Li em algum lugar que a indecisão não é quando se duvida do que se quer. Ao contrário, eh quando se tem certeza do que se quer, mas pensa-se que deveria querer outra coisa. É uma forma bem humorada de colocar a questão, mas acho que insatisfatória. Porque o desejo não é a indecisão entre o que se quer e o que não se quer. O que não se quer não se cogita. Nem entra na história. O desejo é o paradoxo entre aquilo que se quer e aquilo que se quer, as duas causas em questão confrontando-se mutuamente. Duas faces de uma moeda condenada a ser apenas metade. Não existe a opção de juntar as duas parte e formar o um. Meia moeda, é o que lhe cabe, e é melhor saber fazer alguma coisa com ela.
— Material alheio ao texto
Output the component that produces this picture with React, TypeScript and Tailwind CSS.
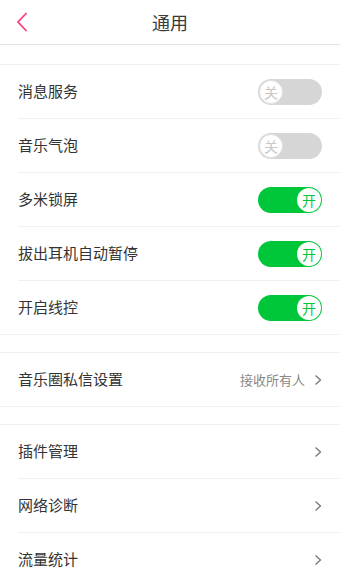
import React from "react";

const font = { fontFamily: '"Noto Sans CJK SC", "Noto Sans", sans-serif' };

function Toggle({ on }: { on: boolean }) {
  return on ? (
    <div className="relative h-[26px] w-[64px] rounded-full bg-[#00c739]">
      <div className="absolute right-[1px] top-[1px] flex h-[24px] w-[24px] items-center justify-center rounded-full bg-white text-[14px] leading-none text-[#00c739]">
        开
      </div>
    </div>
  ) : (
    <div className="relative h-[26px] w-[64px] rounded-full bg-[#d6d6d6]">
      <div className="absolute left-[1px] top-[1px] flex h-[24px] w-[24px] items-center justify-center rounded-full border border-[#e0e0e0] bg-white text-[14px] leading-none text-[#c8c8c8]">
        关
      </div>
    </div>
  );
}

function Chevron() {
  return (
    <svg width="8" height="12" viewBox="0 0 8 12" className="ml-[9px]">
      <path d="M1.5 1.5 L6.5 6 L1.5 10.5" fill="none" stroke="#777" strokeWidth="1.3" />
    </svg>
  );
}

function Row({ label, right, last }: { label: string; right: React.ReactNode; last?: boolean }) {
  return (
    <div className={`flex h-[54px] items-center pl-[18px] ${last ? "border-b border-[#f0f0f0]" : ""}`}>
      <div
        className={`flex h-full flex-1 items-center justify-between pr-[18px] ${
          last ? "" : "border-b border-[#f0f0f0]"
        }`}
      >
        <span className="text-[15px] text-[#333]">{label}</span>
        <div className="flex items-center">{right}</div>
      </div>
    </div>
  );
}

function Gap({ h }: { h: string }) {
  return <div className={`${h} border-b border-[#f0f0f0]`} />;
}

export default function App() {
  return (
    <div className="h-[586px] w-[340px] overflow-hidden bg-white" style={font}>
      <div className="relative flex h-[45px] items-center justify-center border-b border-[#e2e2e2]">
        <svg width="14" height="22" viewBox="0 0 14 22" className="absolute left-[15px] top-[11px]">
          <path d="M11.5 2 L3 11 L11.5 20" fill="none" stroke="#ff3c7e" strokeWidth="1.8" />
        </svg>
        <span className="text-[18px] text-[#3a3a3a]">通用</span>
      </div>
      <Gap h="h-[20px]" />
      <Row label="消息服务" right={<Toggle on={false} />} />
      <Row label="音乐气泡" right={<Toggle on={false} />} />
      <Row label="多米锁屏" right={<Toggle on />} />
      <Row label="拔出耳机自动暂停" right={<Toggle on />} />
      <Row label="开启线控" right={<Toggle on />} last />
      <Gap h="h-[18px]" />
      <Row
        label="音乐圈私信设置"
        right={
          <>
            <span className="text-[13px] text-[#888]">接收所有人</span>
            <Chevron />
          </>
        }
        last
      />
      <Gap h="h-[18px]" />
      <Row label="插件管理" right={<Chevron />} />
      <Row label="网络诊断" right={<Chevron />} />
      <Row label="流量统计" right={<Chevron />} last />
    </div>
  );
}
Dias depois, ainda nas minhas andanças pelo Rio, conheci Santa Teresa e confesso que ela me encantou ainda mais. A princípio acredita-se estar apenas em mais um bairro. Não é preciso sair da cidade, dobra-se uma esquina e chega-se a Santa Teresa. Ali se trabalha, se mora, se vive, como em qualquer outro lugar. Mas essa simplicidade é enganadora. É todo um outro mundo que se revela a cada curva: a arte, o movimento de contracultura, a rebeldia, a criação, vão transpirando por seus paralelepípedos. O clima começa mudar com cara de montanha. Pequenos recantos escondem cheiros saborosos.
Ao contrário da beleza escandalosa de Copacabana, Santa Teresa é discreta e não se despe de um só golpe. Vai se insinuando ladeira acima, com curvas malemolentes, escondendo segredos atrás de portas entreabertas. Teresa, como toda mulher, não tem nada de santa. Sabe que a beleza vela e aponta para o indizível e, assim, precisa usar de disfarces.
A medida que vamos subindo, somos completamente tomados por seu feitiço até que, no topo de um castelo em ruínas o improvável acontece: abre-se, numa vista panorâmica, aquele cartão postal: praia, corcovado, cristo e tudo mais ali...aos nossos pés. Teresa agora é da praia, não é de ninguém, mas encena uma fantasia que nos faz acreditar sermos os amantes que sobre ela deitam seus olhos. 
Volto de lá com a impressão de que posso aprender algo com ela, algo sobre os "paradoxos do desejo"!